Maximus did not fall for this gnostic (in the gnaughty sense of the word) duality of spirit and flesh. Rather, for him, "the natural law, the written law, and the law of Christ are one and the same." For in the final analysis -- or synthesis -- we are talking about the unification of horizontal and vertical, however you conceptualize them (and you cannot be human without conceptualizing them in some manner, for man is precisely the being who equally inhabits, or manifests, the vertical and horizontal worlds).
Thus, "for Maximus, the reality of this synthesis is best conceived by the image of a right angle, in which two lines meet" (emphasis mine). This is a synthesis of "sensible reality and mind, of earth and heaven... of nature and idea" (Maximus). It is also the synthesis of "theoretical and practical reason, of wisdom and prudence, of contemplation and action, of knowledge and virtue, of immediate vision and faith."

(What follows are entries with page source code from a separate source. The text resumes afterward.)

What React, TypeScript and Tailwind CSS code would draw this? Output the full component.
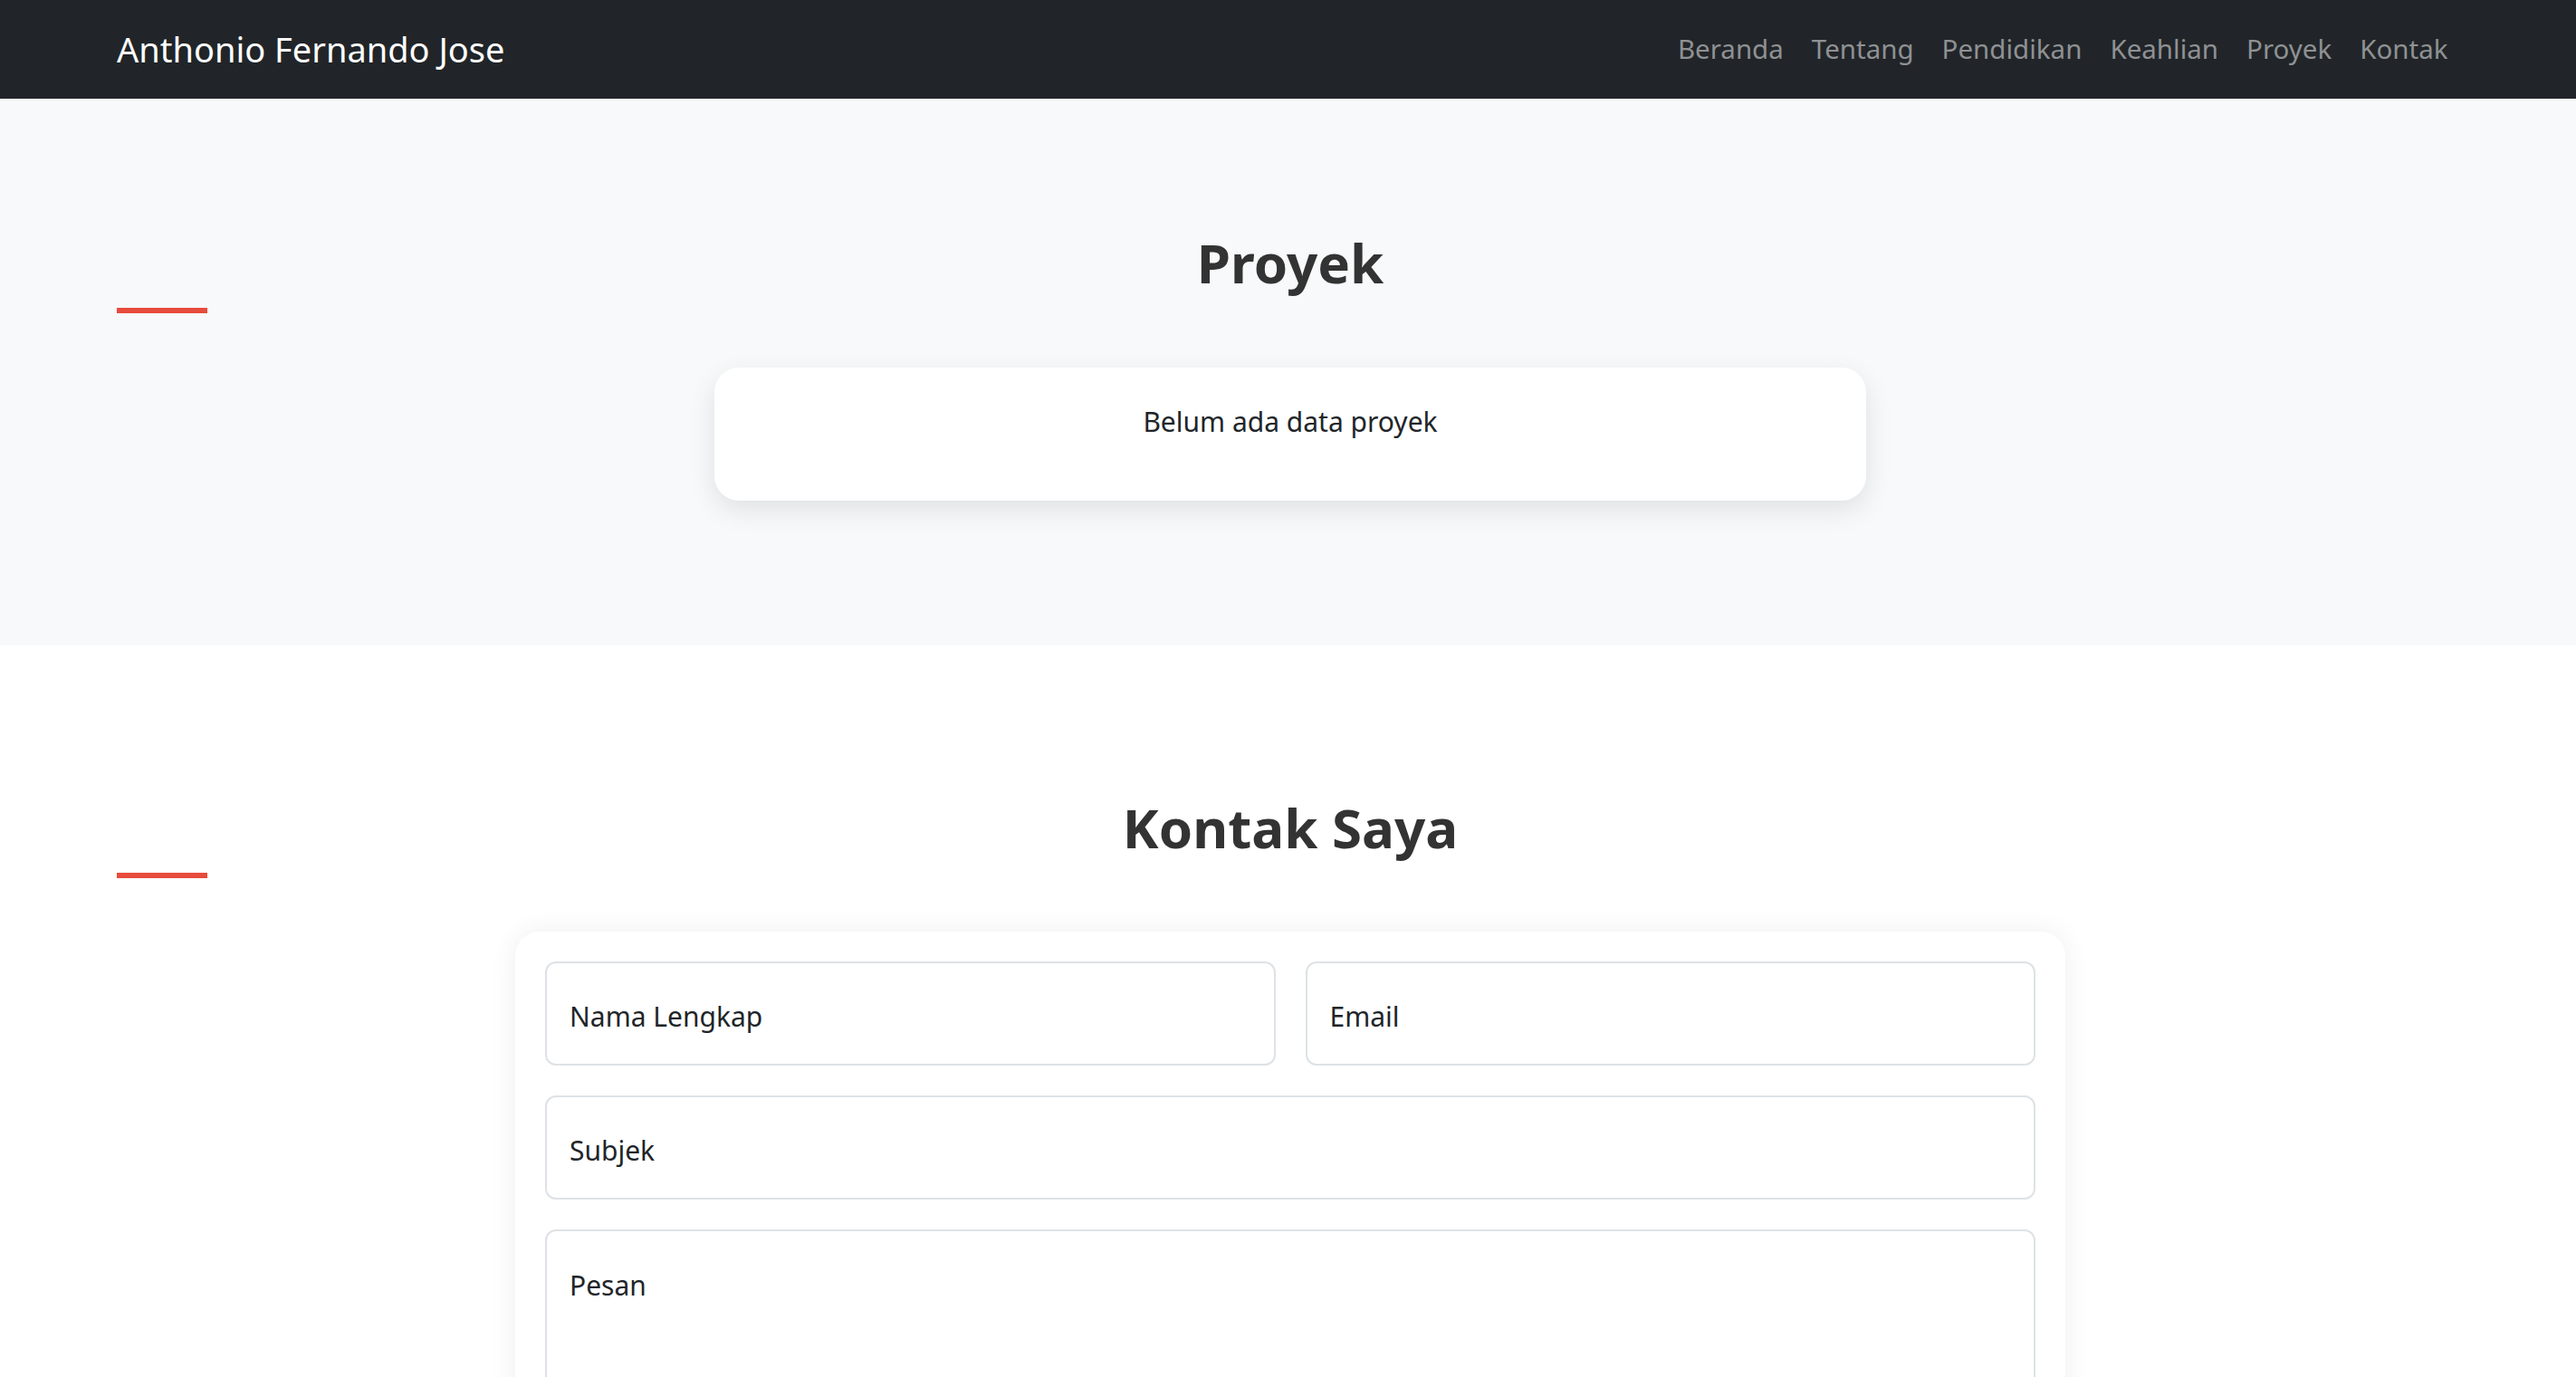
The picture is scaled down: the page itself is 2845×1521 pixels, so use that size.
const font = { fontFamily: '"Noto Sans", "Open Sans", sans-serif' };

const links = ['Beranda', 'Tentang', 'Pendidikan', 'Keahlian', 'Proyek', 'Kontak'];

function SectionTitle({ title }: { title: string }) {
  return (
    <div className="px-[129px]">
      <h2 className="pl-[5px] text-center text-[60px] leading-[72px] font-bold text-[#333333]">{title}</h2>
      <div className="mt-[14px] h-[6px] w-[100px] bg-[#e74c3c]" />
    </div>
  );
}

const field =
  'rounded-[12px] border-2 border-[#dee2e6] px-[25px] text-[30px] text-[#212529] placeholder:text-[#212529] outline-none';

export default function App() {
  return (
    <div className="min-h-screen bg-white text-[#212529]" style={font}>
      <nav className="flex h-[109px] items-center justify-between bg-[#212529] pl-[129px] pr-[126px]">
        <a className="text-[38px] leading-[1.5] text-white">Anthonio Fernando Jose</a>
        <ul className="flex items-center">
          {links.map((link) => (
            <li key={link}>
              <a className="block px-[15.5px] text-[29.5px] leading-[1.5] text-[#8f9193]">{link}</a>
            </li>
          ))}
        </ul>
      </nav>

      <section className="bg-[#f8f9fa] pt-[145px] pb-[160px]">
        <SectionTitle title="Proyek" />
        <div className="pl-[5px]">
          <div className="mx-auto mt-[60px] w-[1272px] rounded-[27px] bg-white pt-[37px] pb-[65px] text-center shadow-[0_10px_30px_rgba(0,0,0,0.1)]">
            <p className="text-[30px] leading-[1.5]">Belum ada data proyek</p>
          </div>
        </div>
      </section>

      <section className="pt-[165px] pb-[145px]">
        <SectionTitle title="Kontak Saya" />
        <div className="pl-[5px]">
          <form className="mx-auto mt-[59px] w-[1712px] rounded-[27px] bg-white p-[33px] shadow-[0_0_30px_rgba(0,0,0,0.07)]">
            <div className="grid grid-cols-2 gap-[33px]">
              <input className={`h-[115px] pt-[6px] ${field}`} placeholder="Nama Lengkap" />
              <input className={`h-[115px] pt-[6px] ${field}`} placeholder="Email" />
            </div>
            <input className={`mt-[33px] block h-[115px] w-full pt-[6px] ${field}`} placeholder="Subjek" />
            <textarea
              className={`mt-[33px] block h-[260px] w-full resize-none pt-[37px] leading-[1.5] ${field}`}
              placeholder="Pesan"
            />
          </form>
        </div>
      </section>
    </div>
  );
}
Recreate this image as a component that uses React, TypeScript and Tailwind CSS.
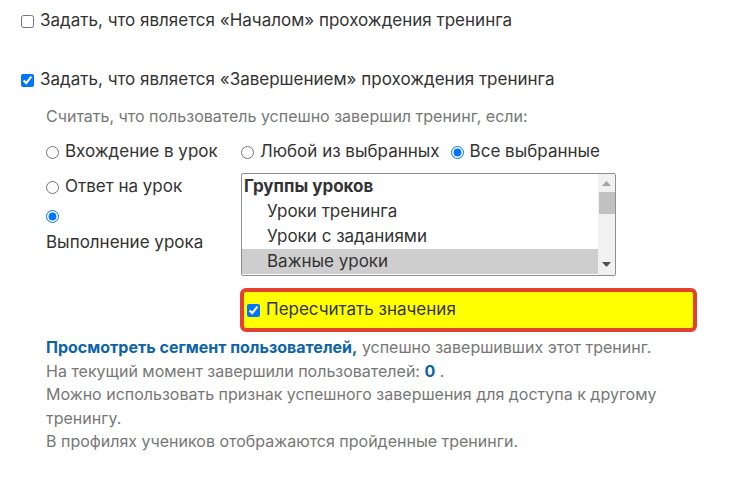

In each case, the "whole" is not a product of the synthesis; rather, it is the prior reality, which bears within itself "the unmixed difference of the parts that make it up." Yes, unconfused but inseparable. This mystery "of the presence of a whole in its parts, from whose synthesis it comes to be, is not, for Maximus, simply the object of disinterested contemplation." Rather, for him "it is the direct way to God." For if the Logos became man, we must then ask ourselves, "by virtue of what principle?"
Probably a good place to stop for today. But the whole thing reminds me of another synthesis, Aurobindo's Synthesis of Yoga, in which he writes that
"In the right view both of life and of Yoga all life is either consciously or subconsciously a Yoga. For we mean by this term a methodized effort towards self-perfection by the expression of the potentialities latent in the being and a union of the human individual with the universal and transcendent Existence we see partially expressed in man and in the Cosmos."
Sounds difficult, but don't worry, for my yoga is easy, my burden light.